Die Knochenneubildung einer Beinverlängerung gliedert sich in 3 Phasen: Distraktionsphase, Konsolidierungsphase und Remodelling. Bisher wurden vollimplantierbare Verlängerungsmarknägel zur Beinverlängerung eingesetzt. Wie lange dauert durchschnittlich der komplette Heilverlauf bei Patienten mit Verlängerungsmarknägeln im Vergleich zu Patienten mit neuen Beinimplantaten?
Thaller: Die kritische Phase ist die Distraktionsphase, in der die meiste Erfahrung gefordert ist. Hier wird der Knochen in der Regel mit 1 mm pro Tag verlängert. Das heißt, wenn wir um 30 mm verlängern wollen, dauert die Distraktionsphase 30 Tage. In dieser Phase ändert sich nichts, nur dass die Patienten, im Vergleich zu den Patienten mit den herkömmlichen Implantaten, schon bald ohne Gehstützen gehen können. Es folgt die Konsolidierungsphase. Bisher wurden für die Konsolidierungsphase bei normalem Verlauf die einfache oder doppelte Zeit der Distraktionsphase veranschlagt. Das heißt bei 30 mm Verlängerung haben wir 30 - 60 Tage Konsolidierungsphase. Kennzeichnend für diese Phase ist eine deutlich schnellere Knochenheilung und deutlich bessere generelle Genesung. Ich bin mir ziemlich sicher, dass sich hier durch die Vollbelastbarkeit eine deutliche Beschleunigung ergibt. Das Remodelling läuft dann über viele Monate. Die Patienten sind kaum noch beeinträchtigt. Meiner Meinung nach dauert diese Phase ähnlich lange, wie es bei den bisherigen Implantaten der Fall ist.
Welche Funktionen sollte Ihrer Meinung nach ein perfektes Beinimplantat aufweisen?
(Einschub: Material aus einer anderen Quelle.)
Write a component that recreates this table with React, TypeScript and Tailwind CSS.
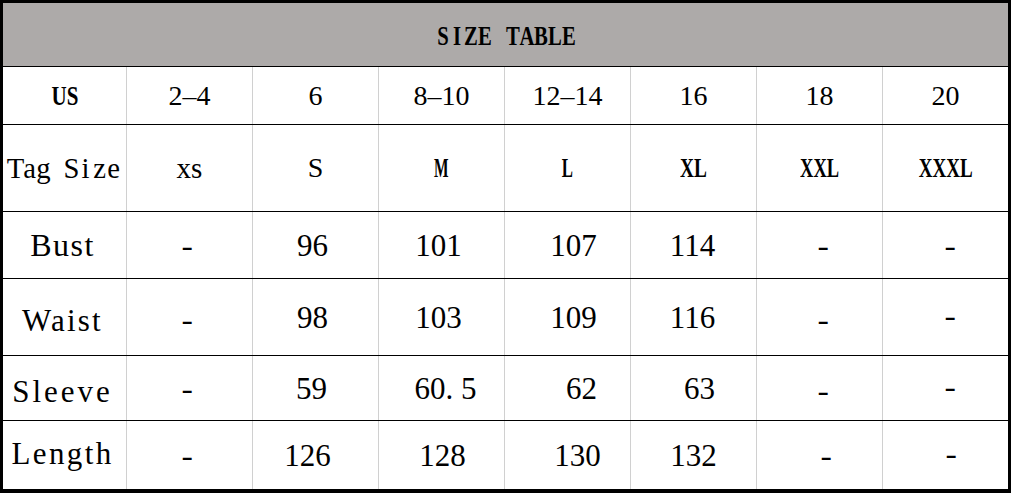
const serif = "font-['Liberation_Serif',serif]";

type Cell = { text: string; cls: string };

// fixed pitch letters, to get the look of the monospaced original
function Mono({ text, pitch, cls }: { text: string; pitch: string; cls: string }) {
  return (
    <span className="inline-flex">
      {[...text].map((ch, i) => (
        <span key={i} className={`inline-flex justify-center ${pitch} ${cls}`}>
          {ch === " " ? "\u00a0" : ch}
        </span>
      ))}
    </span>
  );
}

const usRow: Cell[] = [
  { text: "2–4", cls: `${serif} text-[28px]` },
  { text: "6", cls: `${serif} text-[28px]` },
  { text: "8–10", cls: `${serif} text-[28px]` },
  { text: "12–14", cls: `${serif} text-[28px]` },
  { text: "16", cls: `${serif} text-[28px]` },
  { text: "18", cls: `${serif} text-[28px]` },
  { text: "20", cls: `${serif} text-[28px]` },
];

const letter = `${serif} font-bold text-[28px]`;
const tagRow: Cell[] = [
  { text: "xs", cls: `${serif} text-[29px]` },
  { text: "S", cls: `${serif} text-[28px]` },
  { text: "M", cls: `${letter} scale-x-[0.55]` },
  { text: "L", cls: `${letter} scale-x-[0.6]` },
  { text: "XL", cls: `${letter} scale-x-[0.69]` },
  { text: "XXL", cls: `${letter} scale-x-[0.66]` },
  { text: "XXXL", cls: `${letter} scale-x-[0.68]` },
];

const num = `${serif} text-[31px]`;
const dash = `${serif} text-[31px] scale-x-[1.1]`;

const body: { label: string; labelCls: string; h: string; cells: Cell[] }[] = [
  {
    label: "Bust",
    labelCls: "text-[32px] tracking-[1.5px]",
    h: "h-[67px]",
    cells: [
      { text: "-", cls: `${dash} -translate-x-[2px]` },
      { text: "96", cls: `${num} -translate-x-[3px]` },
      { text: "101", cls: `${num} -translate-x-[3px]` },
      { text: "107", cls: `${num} translate-x-[6px]` },
      { text: "114", cls: `${num} -translate-x-[1px]` },
      { text: "-", cls: `${dash} translate-x-[4px]` },
      { text: "-", cls: `${dash} translate-x-[5px]` },
    ],
  },
  {
    label: "Waist",
    labelCls: "text-[31px] tracking-[2.2px] translate-y-[3px]",
    h: "h-[77px]",
    cells: [
      { text: "-", cls: `${dash} -translate-x-[2px] translate-y-[2px]` },
      { text: "98", cls: `${num} -translate-x-[3px]` },
      { text: "103", cls: `${num} -translate-x-[3px]` },
      { text: "109", cls: `${num} translate-x-[6px]` },
      { text: "116", cls: `${num} -translate-x-[1px]` },
      { text: "-", cls: `${dash} translate-x-[4px] translate-y-[2px]` },
      { text: "-", cls: `${dash} translate-x-[5px] -translate-y-[2px]` },
    ],
  },
  {
    label: "Sleeve",
    labelCls: "text-[31px] tracking-[3px] translate-y-[3px]",
    h: "h-[65px]",
    cells: [
      { text: "-", cls: `${dash} -translate-x-[2px]` },
      { text: "59", cls: `${num} -translate-x-[4px]` },
      { text: "60. 5", cls: `${num} translate-x-[4px]` },
      { text: "62", cls: `${num} translate-x-[14px]` },
      { text: "63", cls: `${num} translate-x-[6px]` },
      { text: "-", cls: `${dash} translate-x-[4px] translate-y-[2px]` },
      { text: "-", cls: `${dash} translate-x-[5px] -translate-y-[2px]` },
    ],
  },
  {
    label: "Length",
    labelCls: "text-[31px] tracking-[2.4px] -translate-y-[2px]",
    h: "h-[68px]",
    cells: [
      { text: "-", cls: `${dash} -translate-x-[2px]` },
      { text: "126", cls: `${num} -translate-x-[8px]` },
      { text: "128", cls: `${num} translate-x-[1px]` },
      { text: "130", cls: `${num} translate-x-[10px]` },
      { text: "132", cls: `${num}` },
      { text: "-", cls: `${dash} translate-x-[7px]` },
      { text: "-", cls: `${dash} translate-x-[6px] -translate-y-[2px]` },
    ],
  },
];

function Row({ label, h, cells, last }: { label: React.ReactNode; h: string; cells: Cell[]; last?: boolean }) {
  return (
    <div className={`grid grid-cols-[123px_repeat(7,126px)] ${h} ${last ? "" : "border-b border-black"}`}>
      <div className="flex items-center justify-center">{label}</div>
      {cells.map((c, i) => (
        <div key={i} className="flex items-center justify-center border-l border-[#d0d0d0]">
          <span className={`inline-block leading-none whitespace-pre ${c.cls}`}>{c.text}</span>
        </div>
      ))}
    </div>
  );
}

export default function App() {
  return (
    <div className="w-[1011px] h-[493px] bg-white text-black border-t-[3px] border-l-[3px] border-r-[3px] border-b-[4px] border-black">
      <div className="h-[64px] bg-[#adaaa9] border-b border-black flex items-center justify-center pt-[3px]">
        <Mono text="SIZE TABLE" pitch="w-[14px]" cls={`${serif} font-bold text-[26.5px] leading-none scale-x-[0.78]`} />
      </div>
      <Row
        label={<span className={`inline-block leading-none font-bold text-[28px] scale-x-[0.75] ${serif}`}>US</span>}
        h="h-[58px]"
        cells={usRow}
      />
      <Row
        label={<Mono text="Tag Size" pitch="w-[14px]" cls={`${serif} text-[28.7px] leading-none`} />}
        h="h-[87px]"
        cells={tagRow}
      />
      {body.map((r, i) => (
        <Row
          key={r.label}
          label={
            <span className={`inline-block leading-none whitespace-pre -translate-x-[2px] ${serif} ${r.labelCls}`}>
              {r.label}
            </span>
          }
          h={r.h}
          cells={r.cells}
          last={i === body.length - 1}
        />
      ))}
    </div>
  );
}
Thaller: Ein perfekter Verlängerungsmarknagel sollte einen sicheren und kräftigen Antrieb haben, das heißt, er sollte sich bei Belastung nicht wieder verkürzen. Zudem sollte der Antrieb einen kontrollierten Rücklauf erlauben - der Marknagel sollte zurückgefahren werden können, ohne dass wir den Patienten unter Narkose setzen oder in den OP fahren müssen. Weiterhin sollte der Antrieb stabil sein und somit gegen einen eventuellen unkontrollierten Rücklauf schützen. Vollbelastbarkeit ist ebenfalls ein wichtiges Merkmal, die mit dem neuen Beinimplantat auch erstmals mit einer Zulassung gegeben ist. Miniaturisierung ist ebenso wichtig, da nicht jeder Knochen groß genug ist, um die bisherigen Implantate aufnehmen zu können. Hier würden wir uns wünschen, dass die Marknägel bei gleicher Verlängerungsstrecke dünner und eventuell noch kürzer werden. Dann könnten Marknägel auch bei Knochen verwendet werden, die bisher für solche Maßnahmen zu klein waren. Hierbei sind jedoch statische, konstruktive und materialbedingte Grenzen zu beachten.